If we had such data, I’d bet on there being MORE .mp3 and RSS files in use today than there EVER has been. Far from dead. Due to the independent views of many who have come into contact with these two technologies, the nature of the internet, and the pervasive use of these software definitions… that will not change anytime in the foreseeable future.
Also, MP3 is just an audio format, a file type. Podcasting relates to the ENCLOSURE tag within an RSS feed. That enclosure entry is very often an MP3 filename… but it can be virtually any media type and contain audio, video, and more. (Did you know there are VIDEO PODCASTS?) In other words, podcasting is in no way dependent on the fate of MP3.
*Podcasting is a new and growing industry… but small now. Tiny, really.

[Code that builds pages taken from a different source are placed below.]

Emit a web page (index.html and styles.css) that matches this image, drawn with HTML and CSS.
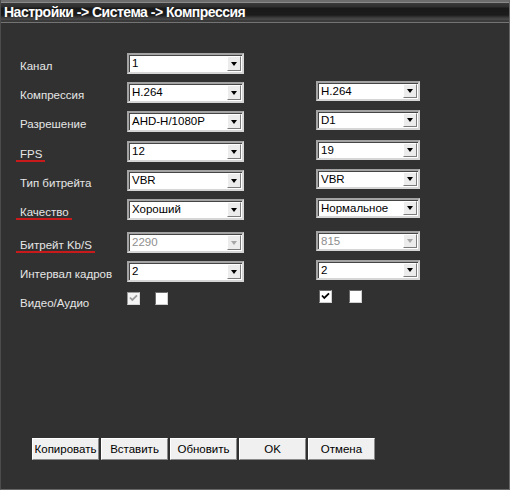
FILE: index.html
```html
<!DOCTYPE html>
<html lang="ru">
<head>
<meta charset="utf-8">
<title>Компрессия</title>
<link rel="stylesheet" href="styles.css">
</head>
<body>
<div class="window">
  <div class="titlebar">Настройки -&gt; Система -&gt; Компрессия</div>
  <div class="form">
    <div class="row">
      <div class="label">Канал</div>
      <div class="sel"><span class="val">1</span><span class="btn"></span></div>
      <div></div>
      <div></div>
    </div>
    <div class="row">
      <div class="label">Компрессия</div>
      <div class="sel"><span class="val">H.264</span><span class="btn"></span></div>
      <div></div>
      <div class="sel r"><span class="val">H.264</span><span class="btn"></span></div>
    </div>
    <div class="row">
      <div class="label">Разрешение</div>
      <div class="sel"><span class="val">AHD-H/1080P</span><span class="btn"></span></div>
      <div></div>
      <div class="sel r"><span class="val">D1</span><span class="btn"></span></div>
    </div>
    <div class="row row-shift">
      <div class="label"><span class="mark">FPS</span></div>
      <div class="sel"><span class="val">12</span><span class="btn"></span></div>
      <div></div>
      <div class="sel r"><span class="val">19</span><span class="btn"></span></div>
    </div>
    <div class="row">
      <div class="label">Тип битрейта</div>
      <div class="sel"><span class="val">VBR</span><span class="btn"></span></div>
      <div></div>
      <div class="sel r"><span class="val">VBR</span><span class="btn"></span></div>
    </div>
    <div class="row">
      <div class="label"><span class="mark">Качество</span></div>
      <div class="sel"><span class="val">Хороший</span><span class="btn"></span></div>
      <div></div>
      <div class="sel r"><span class="val">Нормальное</span><span class="btn"></span></div>
    </div>
    <div class="row row-gap">
      <div class="label"><span class="mark">Битрейт Kb/S</span></div>
      <div class="sel dis"><span class="val">2290</span><span class="btn"></span></div>
      <div></div>
      <div class="sel r dis"><span class="val">815</span><span class="btn"></span></div>
    </div>
    <div class="row">
      <div class="label">Интервал кадров</div>
      <div class="sel"><span class="val">2</span><span class="btn"></span></div>
      <div></div>
      <div class="sel r"><span class="val">2</span><span class="btn"></span></div>
    </div>
    <div class="row">
      <div class="label">Видео/Аудио</div>
      <div class="checks">
        <span class="cb dis"><svg viewBox="0 0 11 11" width="11" height="11"><path d="M2 4.5 L4.3 7 L9 2.3" fill="none" stroke="#9a9a9a" stroke-width="1.8"/></svg></span>
        <span class="cb cb-second"></span>
      </div>
      <div></div>
      <div class="checks checks-r">
        <span class="cb"><svg viewBox="0 0 11 11" width="11" height="11"><path d="M2 4.5 L4.3 7 L9 2.3" fill="none" stroke="#000" stroke-width="1.8"/></svg></span>
        <span class="cb cb-second-r"></span>
      </div>
    </div>
  </div>
  <div class="buttons">
    <div class="button">Копировать</div>
    <div class="button">Вставить</div>
    <div class="button">Обновить</div>
    <div class="button">OK</div>
    <div class="button">Отмена</div>
  </div>
</div>
</body>
</html>
```

FILE: styles.css
```css
html, body {
  margin: 0;
  padding: 0;
  background: #313131;
}

.window {
  width: 510px;
  height: 490px;
  box-sizing: border-box;
  background: #313131;
  border-left: 1px solid #4c4c4c;
  border-right: 1px solid #666;
  border-bottom: 1px solid #666;
  display: flex;
  flex-direction: column;
  font-family: "Liberation Sans", Arial, sans-serif;
}

.titlebar {
  border-bottom: 1px solid #737373;
  background: linear-gradient(to bottom,
    #6c6c6c 0px, #6c6c6c 2px,
    #8a8a8a 2px, #8a8a8a 3px,
    #3a3a3a 3px, #2e2e2e 7px,
    #1a1a1a 8px, #1c1c1c 15px,
    #404040 18px, #4a4a4a 20px,
    #3a3a3a 20px, #3a3a3a 22px);
  color: #fff;
  font-weight: bold;
  font-size: 14px;
  letter-spacing: -0.5px;
  line-height: 20px;
  padding: 2px 0 0 3px;
  height: 20px;
  white-space: nowrap;
}

.form {
  padding: 30px 0 0 19px;
  display: flex;
  flex-direction: column;
}

.row {
  display: grid;
  grid-template-columns: 107px 117px 72px 104px;
  height: 21px;
  margin-bottom: 8px;
}

.row-shift {
  margin-top: 1px;
}

.row-gap {
  margin-top: 4px;
}

.label {
  color: #e6e6e6;
  font-size: 11.5px;
  line-height: 12px;
  padding-top: 7px;
  white-space: nowrap;
}

.mark {
  display: inline-block;
  border-bottom: 2px solid #c81a1a;
  margin-left: -4px;
  padding: 0 3px 0 4px;
}

.sel {
  display: flex;
  height: 21px;
  box-sizing: border-box;
  border: 2px solid;
  border-color: #a4a4a4 #d6d6d6 #d6d6d6 #a4a4a4;
  background: #fff;
  box-shadow: inset 1px 1px 0 #454545;
}

.sel.r {
  height: 20px;
  margin-top: -1px;
}

.val {
  flex: 1;
  padding-left: 3px;
  font-size: 11.5px;
  line-height: 16px;
  color: #000;
  white-space: nowrap;
  overflow: hidden;
}

.btn {
  width: 12px;
  margin: 1px 1px 1px 0;
  background: #ececec;
  border: 1px solid;
  border-color: #fff #7c7c7c #7c7c7c #fff;
  display: flex;
  align-items: center;
  justify-content: center;
}

.btn::after {
  content: "";
  border-left: 3px solid transparent;
  border-right: 3px solid transparent;
  border-top: 4px solid #000;
}

.sel.dis .val {
  color: #8e8e8e;
}

.sel.dis .btn::after {
  border-top-color: #a6a6a6;
}

.checks {
  display: flex;
  align-items: flex-start;
  padding-top: 2px;
}

.checks-r {
  padding-top: 0;
  padding-left: 3px;
}

.cb {
  width: 13px;
  height: 13px;
  box-sizing: border-box;
  border: 1px solid;
  border-color: #6c6c6c #cfcfcf #cfcfcf #6c6c6c;
  background: #fff;
  display: flex;
  align-items: center;
  justify-content: center;
}

.cb.dis {
  background: #f4f4f4;
  border-color: #9a9a9a #d8d8d8 #d8d8d8 #9a9a9a;
}

.cb-second {
  margin-left: 15px;
}

.cb-second-r {
  margin-left: 17px;
}

.buttons {
  margin-top: auto;
  display: flex;
  gap: 2px;
  padding: 0 0 29px 31px;
}

.button {
  width: 67px;
  height: 22px;
  box-sizing: border-box;
  background: #f0f0f0;
  border: 1px solid;
  border-color: #fff #8a8a8a #8a8a8a #fff;
  color: #000;
  font-size: 11.5px;
  display: flex;
  align-items: center;
  justify-content: center;
  white-space: nowrap;
}
```
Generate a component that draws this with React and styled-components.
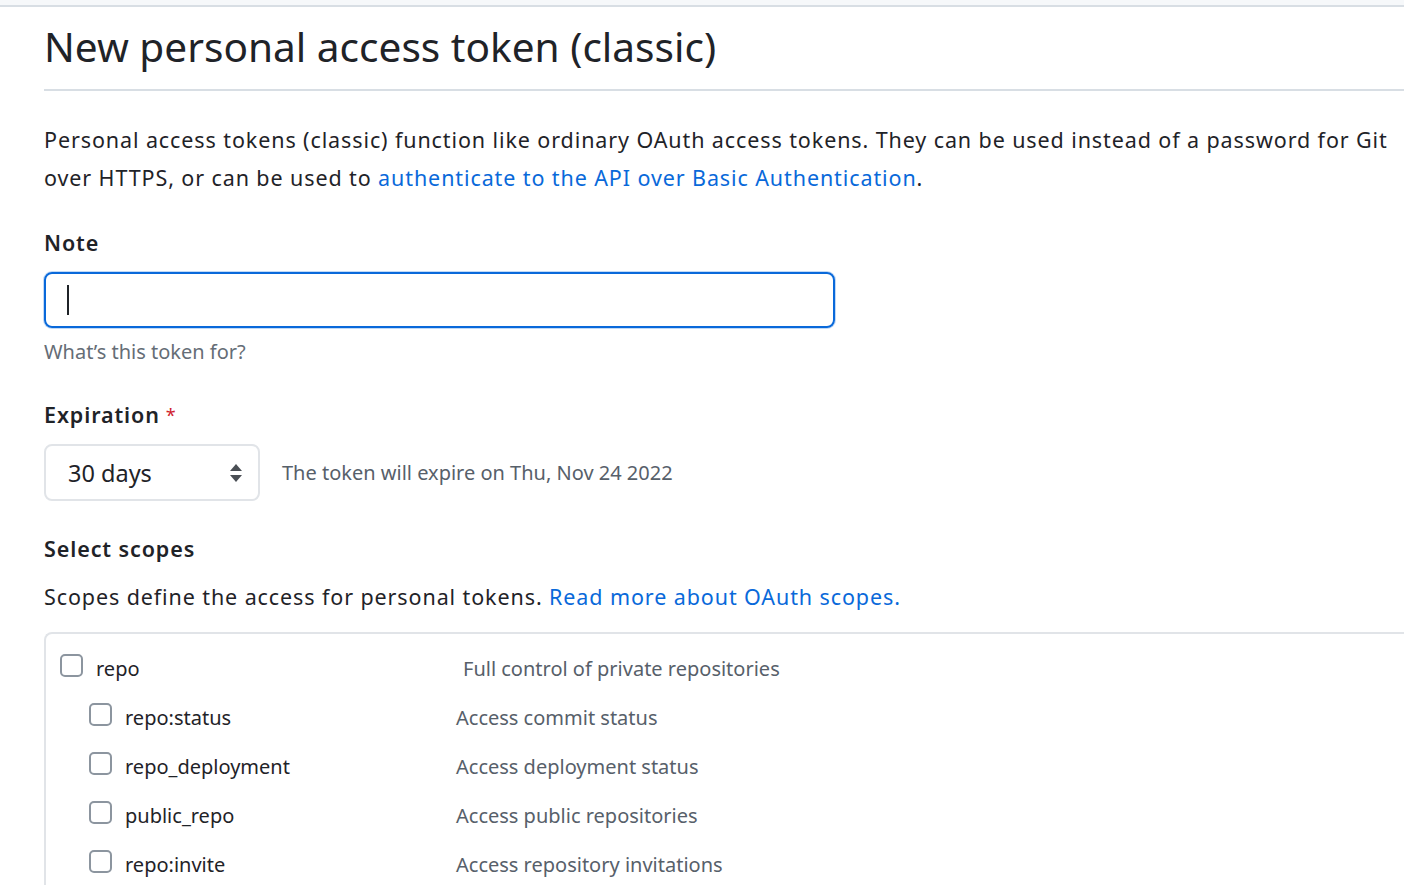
import React from "react";
import styled, { createGlobalStyle } from "styled-components";

const GlobalStyle = createGlobalStyle`
  html, body {
    margin: 0;
    padding: 0;
    background: #ffffff;
    overflow: hidden;
  }
  body {
    font-family: "Noto Sans", "Open Sans", sans-serif;
    color: #1f2328;
  }
`;

const TopBar = styled.div`
  height: 5px;
  background: #f6f8fa;
  border-bottom: 2px solid #d8dee4;
`;

const Page = styled.main`
  padding: 0 0 0 44px;
  width: 1400px;
`;

const Title = styled.h2`
  margin: 0;
  padding: 16px 0 18px;
  font-size: 40.6px;
  font-weight: 400;
  line-height: 48px;
  border-bottom: 2px solid #d8dee4;
`;

const Lead = styled.p`
  margin: 30px 0 0;
  font-size: 21.5px;
  letter-spacing: 0.9px;
  line-height: 38px;
  width: 1350px;
`;

const TextLink = styled.a`
  color: #0969da;
  text-decoration: none;
`;

const Field = styled.div`
  margin-top: ${(p) => p.$top}px;
`;

const Label = styled.div`
  font-size: 21.5px;
  font-weight: 600;
  letter-spacing: 0.9px;
  line-height: 30px;
  margin-bottom: ${(p) => p.$gap || 0}px;
`;

const Required = styled.span`
  color: #cf222e;
  font-weight: 400;
  font-size: 18px;
  vertical-align: top;
  margin-left: 6px;
`;

const TextInput = styled.div`
  box-sizing: border-box;
  width: 791px;
  height: 56px;
  border: 2px solid #0969da;
  border-radius: 8px;
  box-shadow: 0 0 0 1px rgba(9, 105, 218, 0.25);
  display: flex;
  align-items: center;
  padding-left: 21px;
`;

const Caret = styled.span`
  display: block;
  width: 2px;
  height: 30px;
  background: #1f2328;
`;

const Hint = styled.div`
  margin-top: 12px;
  font-size: 20px;
  line-height: 24px;
  color: #656d76;
`;

const SelectRow = styled.div`
  display: flex;
  align-items: center;
  gap: 22px;
`;

const Select = styled.div`
  box-sizing: border-box;
  width: 216px;
  height: 57px;
  border: 2px solid #e1e4e8;
  border-radius: 8px;
  display: flex;
  align-items: center;
  justify-content: space-between;
  padding: 0 14px 0 22px;
  font-size: 23.5px;
`;

const Muted = styled.span`
  font-size: 20px;
  color: #57606a;
`;

const Paragraph = styled.div`
  font-size: 21.5px;
  letter-spacing: 0.9px;
  line-height: 30px;
  margin-top: 18px;
`;

const ScopeBox = styled.div`
  margin-top: 20px;
  border: 2px solid #e1e4e8;
  border-right: none;
  border-bottom: none;
  border-top-left-radius: 8px;
  padding: 10px 0 0 14px;
  height: 300px;
`;

const ScopeRow = styled.div`
  display: grid;
  grid-template-columns: ${(p) => (p.$child ? "36px 331px 1fr" : "36px 367px 1fr")};
  align-items: center;
  height: 49px;
  padding-left: ${(p) => (p.$child ? 29 : 0)}px;
`;

const Check = styled.span`
  box-sizing: border-box;
  display: block;
  width: 23px;
  height: 23px;
  border: 2px solid #8c959f;
  border-radius: 5px;
  margin-top: -6px;
`;

const ScopeName = styled.span`
  font-size: 20px;
  color: #1f2328;
`;

const ScopeDesc = styled.span`
  font-size: 20px;
  color: #57606a;
`;

const Arrows = () => (
  <svg width="16" height="22" viewBox="0 0 16 22">
    <path d="M8 2 L14 9 H2 Z" fill="#4a4f55" />
    <path d="M8 20 L14 13 H2 Z" fill="#4a4f55" />
  </svg>
);

const scopes = [
  { name: "repo", desc: "Full control of private repositories" },
  { name: "repo:status", desc: "Access commit status", child: true },
  { name: "repo_deployment", desc: "Access deployment status", child: true },
  { name: "public_repo", desc: "Access public repositories", child: true },
  { name: "repo:invite", desc: "Access repository invitations", child: true },
];

const App = () => {
  return (
    <>
      <GlobalStyle />
      <TopBar />
      <Page>
        <Title>New personal access token (classic)</Title>
        <Lead>
          Personal access tokens (classic) function like ordinary OAuth access tokens. They can be
          used instead of a password for Git over HTTPS, or can be used to{" "}
          <TextLink href="#">authenticate to the API over Basic Authentication</TextLink>.
        </Lead>

        <Field $top={31}>
          <Label $gap={14}>Note</Label>
          <TextInput>
            <Caret />
          </TextInput>
          <Hint>What’s this token for?</Hint>
        </Field>

        <Field $top={36}>
          <Label $gap={14}>
            Expiration<Required>*</Required>
          </Label>
          <SelectRow>
            <Select>
              30 days
              <Arrows />
            </Select>
            <Muted>The token will expire on Thu, Nov 24 2022</Muted>
          </SelectRow>
        </Field>

        <Field $top={33}>
          <Label>Select scopes</Label>
          <Paragraph>
            Scopes define the access for personal tokens.{" "}
            <TextLink href="#">Read more about OAuth scopes.</TextLink>
          </Paragraph>
          <ScopeBox>
            {scopes.map((s) => (
              <ScopeRow key={s.name} $child={s.child}>
                <Check />
                <ScopeName>{s.name}</ScopeName>
                <ScopeDesc>{s.desc}</ScopeDesc>
              </ScopeRow>
            ))}
          </ScopeBox>
        </Field>
      </Page>
    </>
  );
};

export default App;
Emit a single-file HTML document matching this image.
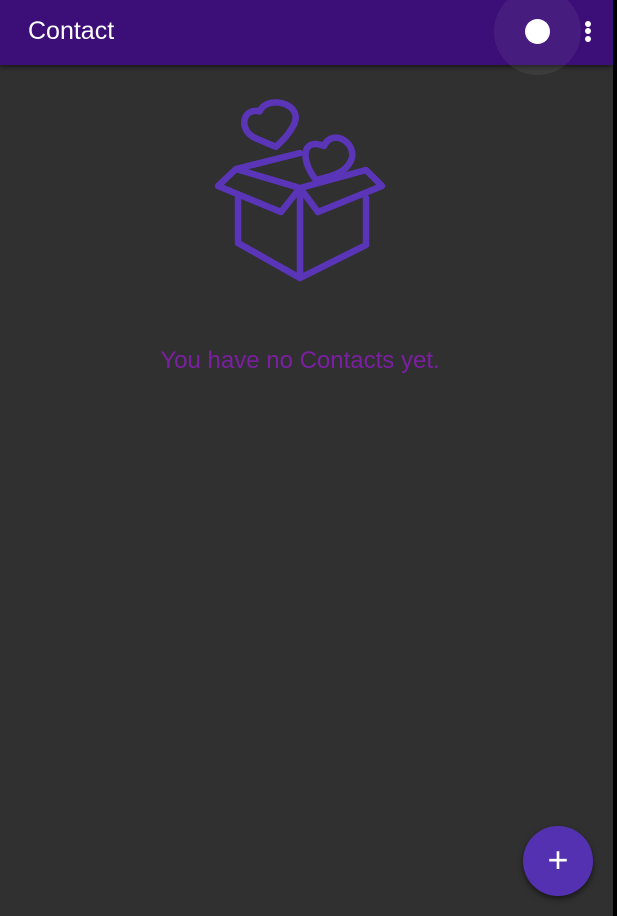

The 24% penetration discussed is a monthly figure. Consider the multiple to put it in the radio/television realm… where the engagement is 90% or more AND audience figures are DAILY.
That bit of math might be hard to follow, so here’s another way to look at it.
As industries serving advertising, consider TV raked in $81 BILLION in 2016 (perhaps why some look down on radio?), radio took in $18 BILLION (perhaps why some look down on podcasting?), “internet” $93 BILLION (perhaps why some look down on non-digital?).
Podcasting? ~$200 million (perhaps why… wait)
Podcasting is so small right now it doesn’t even have its own wedge in the pie graph… but it does have a label!
How long ago was the “internet” category as little as podcasting is now?
I might be an optimist… I can only see podcasting taking a larger slice. Go ahead and laugh, you won’t be the first.